An interesting thing happened the other day. A new business prospect asked us why he hadn’t come across a PR professional before who knew the right questions to ask about his business.
It’s a gross generalization, but as a rule we joke that we went into PR because we hate numbers.
And numbers are just one thing you need to know that you won’t learn in PR class. Here are five other skills:
1. The business dashboards. Do you know the difference between a profit and loss statement, and a balance sheet? Do you know how to read them? Do you know the difference between revenue and the bottom line? What about the difference between gross and net margins? Do you know how your efforts can affect revenue and margins? If you can’t say yes to every one of these questions, I recommend you befriend someone in your accounting department. Learn it. It will benefit you in the long run.
2. Traditional marketing. The lines between PR and marketing are becoming even more blurred. In a comment on a blog post describing the difference between PR and advertising, Ken Mueller lamented that the term “PR” may eventually go away because everything is integrating. Learn how to generate, nurture, and convert leads. Work with your sales team to understand how they use the customer relationship management software. Learn how to automate some of your reporting, as it relates to all the good work you’re doing.
3. Budgeting and forecasting. As you move up in your career, you’re going to be charged with budgeting and forecasting. Learn how to budget conservatively and aggressively. Learn the difference between accrual and cash statements. Learn how to adjust your forecasting, based on trends, the industry, and even accounts receivables.
4. Management and leadership. There is a difference between the two and it’s necessary for both to exist in your career. Particularly if you work on the agency side, you’ll find you are managing client accounts by the time you hit account supervisor level. But you might also be leading an internal innovation team or mentoring younger colleagues.
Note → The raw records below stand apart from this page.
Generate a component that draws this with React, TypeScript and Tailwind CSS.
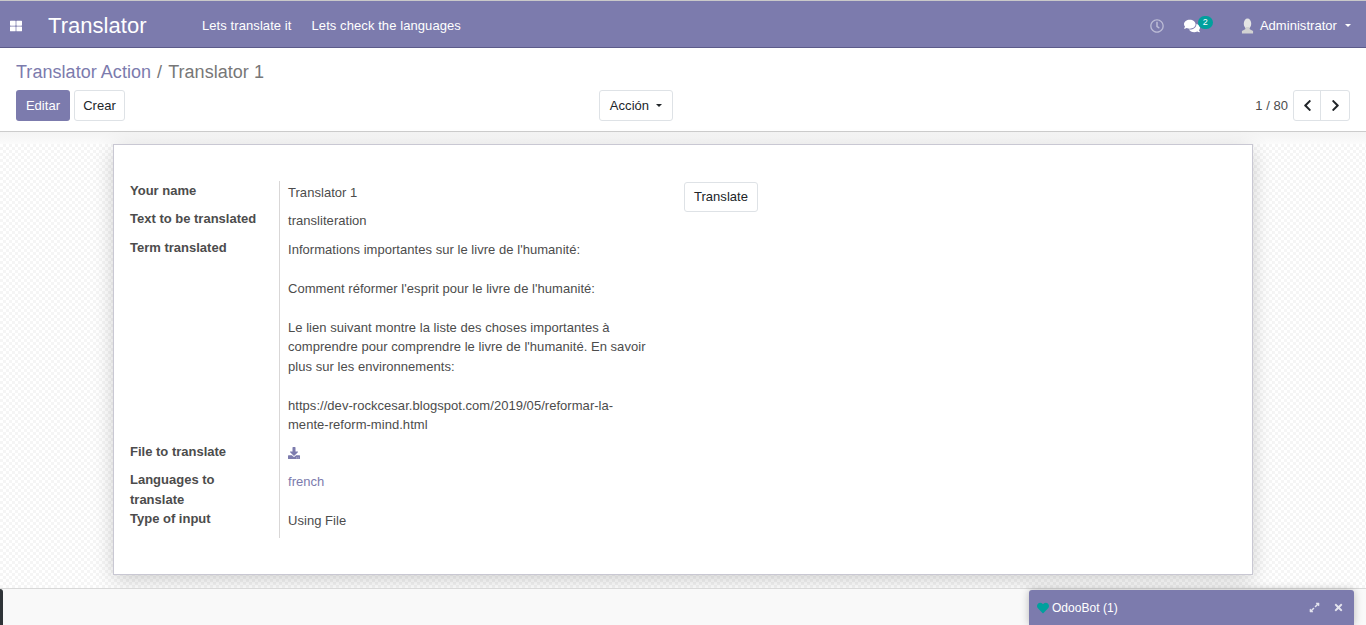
import { FaChevronLeft, FaChevronRight, FaComments, FaDownload, FaExpandAlt, FaHeart, FaRegClock, FaThLarge, FaTimes } from "react-icons/fa";

const labelClass = "font-bold tracking-normal leading-[19.5px] pl-[16px] pr-2";
const valueClass = "border-l border-[#d9d7d7] pl-2 pt-[2px] pb-[6.5px] leading-[19.5px]";

function Navbar() {
  return (
    <header className="h-[48px] shrink-0 flex items-center pt-[3px] bg-[#7c7bad] border-t border-[#c9c9c9] border-b border-b-[#5c5b8a] text-white">
      <button className="w-[32px] pl-[10px] flex items-center">
        <FaThLarge className="text-[12px]" />
      </button>
      <span className="ml-[16px] text-[22px] leading-none w-[154px]">Translator</span>
      <nav className="flex gap-5 text-[13px] tracking-[0.08px]">
        <a>Lets translate it</a>
        <a>Lets check the languages</a>
      </nav>
      <div className="ml-auto flex items-center text-[13px]">
        <FaRegClock className="text-[14px] text-[#bcbcd6]" />
        <span className="relative ml-[20px] w-[57px]">
          <FaComments className="text-[16px]" />
          <span className="absolute -top-[2px] left-[14px] h-[13px] w-[15px] rounded-full bg-[#00a09d] text-[9px] leading-[13px] text-center">2</span>
        </span>
        <svg width="13" height="16" viewBox="0 0 14 16" className="mr-[6px]">
          <ellipse cx="7" cy="5.5" rx="4" ry="5.5" fill="#e4e4e4" />
          <path d="M5 9h4l.5 2.5L13 13.5V16H1v-2.5l3.5-2z" fill="#d2d2d2" />
        </svg>
        <span>Administrator</span>
        <span className="ml-[8px] mr-[15px] border-x-[3px] border-t-[3px] border-x-transparent border-t-white" />
      </div>
    </header>
  );
}

function ControlPanel() {
  return (
    <section className="h-[84px] shrink-0 bg-white border-b border-[#cccccc] px-4">
      <div className="h-[42px] pt-[12px] text-[18px] leading-[25px]">
        <a className="text-[#7c7bad]">Translator Action</a>
        <span className="text-[#777777] mx-[6px]">/</span>
        <span className="text-[#777777]">Translator 1</span>
      </div>
      <div className="flex items-center">
        <div className="w-[583px] flex gap-1">
          <button className="h-[31px] w-[54px] rounded-[3px] bg-[#7c7bad] text-white">Editar</button>
          <button className="h-[31px] w-[51px] rounded-[3px] border border-[#dee2e6] bg-white text-[#212529]">Crear</button>
        </div>
        <button className="h-[31px] w-[74px] flex items-center justify-center gap-[7px] rounded-[3px] border border-[#dee2e6] bg-white text-[#212529]">
          Acción
          <span className="border-x-[3px] border-t-[3px] border-x-transparent border-t-[#212529]" />
        </button>
        <div className="flex-1 flex items-center justify-end">
          <span className="mr-[5px]">1 / 80</span>
          <div className="flex h-[31px] rounded-[3px] border border-[#dee2e6] text-[#212529]">
            <button className="w-[27px] flex items-center justify-center border-r border-[#dee2e6]">
              <FaChevronLeft className="text-[13px]" />
            </button>
            <button className="w-[28px] flex items-center justify-center">
              <FaChevronRight className="text-[13px]" />
            </button>
          </div>
        </div>
      </div>
    </section>
  );
}

function FormSheet() {
  return (
    <div className="mx-auto w-[1140px] h-[431px] bg-white border border-[#c9c8d3] shadow-[0_5px_20px_-1px_rgba(0,0,0,0.2)] pt-[36px]">
      <div className="flex">
        <div className="w-[553px] grid grid-cols-[165px_1fr]">
          <div className={labelClass}>Your name</div>
          <div className={valueClass}>Translator 1</div>

          <div className={labelClass}>Text to be translated</div>
          <div className="border-l border-[#d9d7d7] pl-2 pt-[2px] pb-[7.5px] leading-[19.5px]">transliteration</div>

          <div className={labelClass}>Term translated</div>
          <div className="border-l border-[#d9d7d7] pl-2 pr-[20px] pt-[1.5px] pb-[7px] leading-[19.5px]">
            <p>Informations importantes sur le livre de l'humanité:</p>
            <br />
            <p>Comment réformer l'esprit pour le livre de l'humanité:</p>
            <br />
            <p>Le lien suivant montre la liste des choses importantes à comprendre pour comprendre le livre de l'humanité. En savoir plus sur les environnements:</p>
            <br />
            <p>https://dev-rockcesar.blogspot.com/2019/05/reformar-la-mente-reform-mind.html</p>
          </div>

          <div className={labelClass}>File to translate</div>
          <div className="border-l border-[#d9d7d7] pl-2 pt-[2px] pb-[7px] leading-[19.5px]">
            <span className="h-[19.5px] flex items-center text-[#7c7bad]">
              <FaDownload className="text-[12px]" />
            </span>
          </div>

          <div className={labelClass}>Languages to translate</div>
          <div className={valueClass}>
            <a className="text-[#7c7bad]">french</a>
          </div>

          <div className={labelClass}>Type of input</div>
          <div className="border-l border-[#d9d7d7] pl-2 pt-[2px] pb-[7px] leading-[19.5px]">Using File</div>
        </div>
        <div className="ml-[17px] pt-[1px]">
          <button className="h-[30px] w-[74px] rounded-[3px] border border-[#dee2e6] bg-white text-[#212529]">Translate</button>
        </div>
      </div>
    </div>
  );
}

function ChatWindow() {
  return (
    <div className="absolute right-[12px] bottom-0 w-[325px] h-[35px] flex items-center rounded-t-[3px] bg-[#7c7bad] px-2 text-[12px] text-white shadow-[0_0_8px_rgba(0,0,0,0.25)]">
      <FaHeart className="text-[12px] text-[#00a09d]" />
      <span className="ml-[3px]">OdooBot (1)</span>
      <FaExpandAlt className="ml-auto text-[11px] text-[#e4e4ee]" />
      <FaTimes className="ml-[13px] mr-[2px] text-[11px] text-[#e4e4ee]" />
    </div>
  );
}

export default function App() {
  return (
    <div className="relative h-[625px] w-[1366px] overflow-hidden flex flex-col bg-white text-[13px] tracking-[0.04px] text-[#4c4c4c] font-['Liberation_Sans',Arial,sans-serif]">
      <Navbar />
      <ControlPanel />
      <main className="h-[456px] shrink-0 bg-[repeating-conic-gradient(#f5f5f5_0_25%,#ffffff_0_50%)] bg-[length:6px_6px]">
        <div className="h-[12px] bg-gradient-to-b from-[#f4f4f4] to-[#fbfbfb]" />
        <FormSheet />
      </main>
      <footer className="relative flex-1 bg-[#f9f9f9] border-t border-[#d9d9d9]">
        <span className="absolute left-0 top-0 h-full w-[3px] rounded-tr-[3px] bg-[#2f3438]" />
      </footer>
      <ChatWindow />
    </div>
  );
}
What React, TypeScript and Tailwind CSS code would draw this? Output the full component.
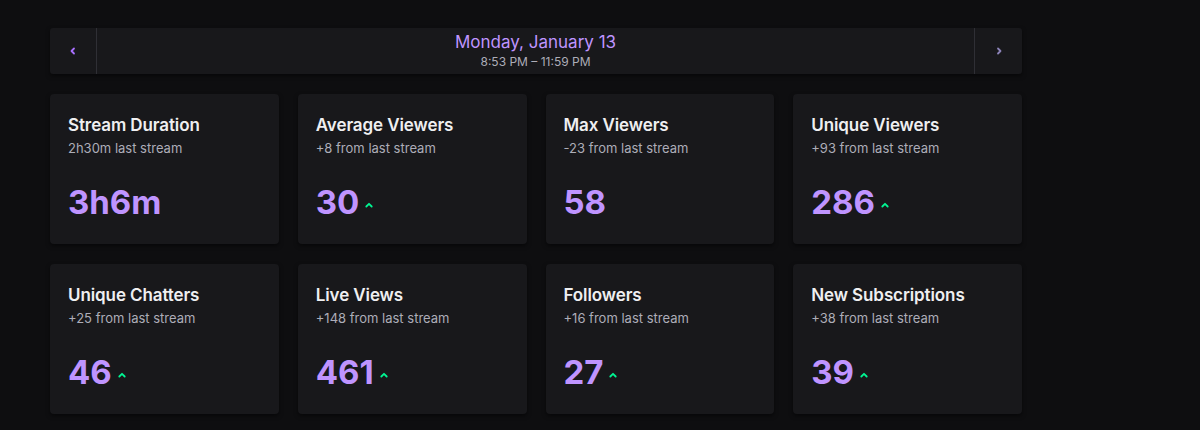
import React from "react";

const stats = [
  { title: "Stream Duration", sub: "2h30m last stream", value: "3h6m", up: false },
  { title: "Average Viewers", sub: "+8 from last stream", value: "30", up: true },
  { title: "Max Viewers", sub: "-23 from last stream", value: "58", up: false },
  { title: "Unique Viewers", sub: "+93 from last stream", value: "286", up: true },
  { title: "Unique Chatters", sub: "+25 from last stream", value: "46", up: true },
  { title: "Live Views", sub: "+148 from last stream", value: "461", up: true },
  { title: "Followers", sub: "+16 from last stream", value: "27", up: true },
  { title: "New Subscriptions", sub: "+38 from last stream", value: "39", up: true },
];

function Side({ dir, color }: { dir: "left" | "right"; color: string }) {
  const d = dir === "left" ? "M5 1.5 L2.5 4 L5 6.5" : "M3 1.5 L5.5 4 L3 6.5";
  return (
    <svg width="8" height="8" viewBox="0 0 8 8">
      <path d={d} fill="none" stroke={color} strokeWidth="1.8" strokeLinecap="round" strokeLinejoin="round" />
    </svg>
  );
}

function Up() {
  return (
    <svg width="8" height="6" viewBox="0 0 8 6">
      <path d="M1.3 4.5 L4 1.8 L6.7 4.5" fill="none" stroke="#00f593" strokeWidth="1.8" strokeLinecap="round" strokeLinejoin="round" />
    </svg>
  );
}

export default function App() {
  return (
    <div
      className="w-[1200px] h-[430px] bg-[#0e0e10] overflow-hidden pt-[28px] pl-[50px]"
      style={{ fontFamily: "Inter, 'Noto Sans', sans-serif" }}
    >
      <div className="w-[972px]">
        <div className="flex h-[46px] bg-[#18181b] rounded-[3px] shadow-[0_2px_4px_rgba(0,0,0,0.5)]">
          <div className="w-[47px] flex items-center justify-center border-r border-[#2f2f35]">
            <Side dir="left" color="#a970ff" />
          </div>
          <div className="flex-1 flex flex-col items-center justify-center pb-[1px]">
            <div className="text-[17px] leading-[18px] text-[#bf94ff]">Monday, January 13</div>
            <div className="text-[12px] leading-[15px] mt-[3px] text-[#adadb8]">8:53 PM – 11:59 PM</div>
          </div>
          <div className="w-[48px] flex items-center justify-center border-l border-[#2f2f35]">
            <Side dir="right" color="#8c83b8" />
          </div>
        </div>
        <div className="grid grid-cols-4 gap-x-[19px] gap-y-[20px] mt-[20px]">
          {stats.map((s) => (
            <div
              key={s.title}
              className="h-[150px] bg-[#18181b] rounded-[4px] shadow-[0_2px_4px_rgba(0,0,0,0.5)] px-[18px] pt-[20px]"
            >
              <div className="text-[17px] leading-[22px] font-semibold text-[#efeff1] tracking-[-0.1px]">{s.title}</div>
              <div className="text-[13px] leading-[18px] mt-[3px] text-[#adadb8]">{s.sub}</div>
              <div className="flex items-center mt-[25px]">
                <span className="text-[33px] leading-[40px] font-bold text-[#bf94ff]">{s.value}</span>
                {s.up && (
                  <span className="ml-[6px] mt-[6px] flex">
                    <Up />
                  </span>
                )}
              </div>
            </div>
          ))}
        </div>
      </div>
    </div>
  );
}
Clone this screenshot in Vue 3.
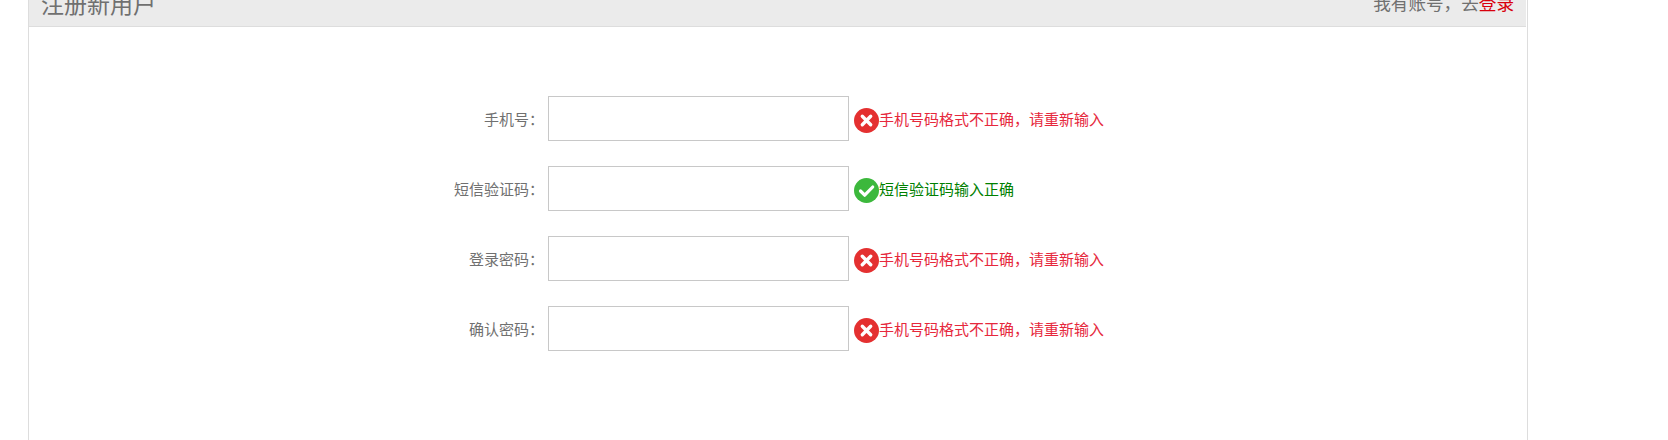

Management skills need to be learned so you can lead a team that works together in the best interest of the clients.
5. Willingness to learn something new. In a blog post, Suzi Carragher commented, “A former colleague was often asked if she was in the medical profession, because she could hold a conversation about open heart surgery with any surgeon on the planet. She advocated FOR the medical profession as a public relations practitioner.”
My friend Mimi Meredith was to join an agency that focuses on automotive PR. She worked at a car dealership, selling cars, for 90 days. Learn the business you’re counseling. Go on sales calls. Work on the floor. Do what you have to do to know everything you can.
There are many other skills you need as a PR professional that you won’t learn in the classroom. So, you tell me, what else is there?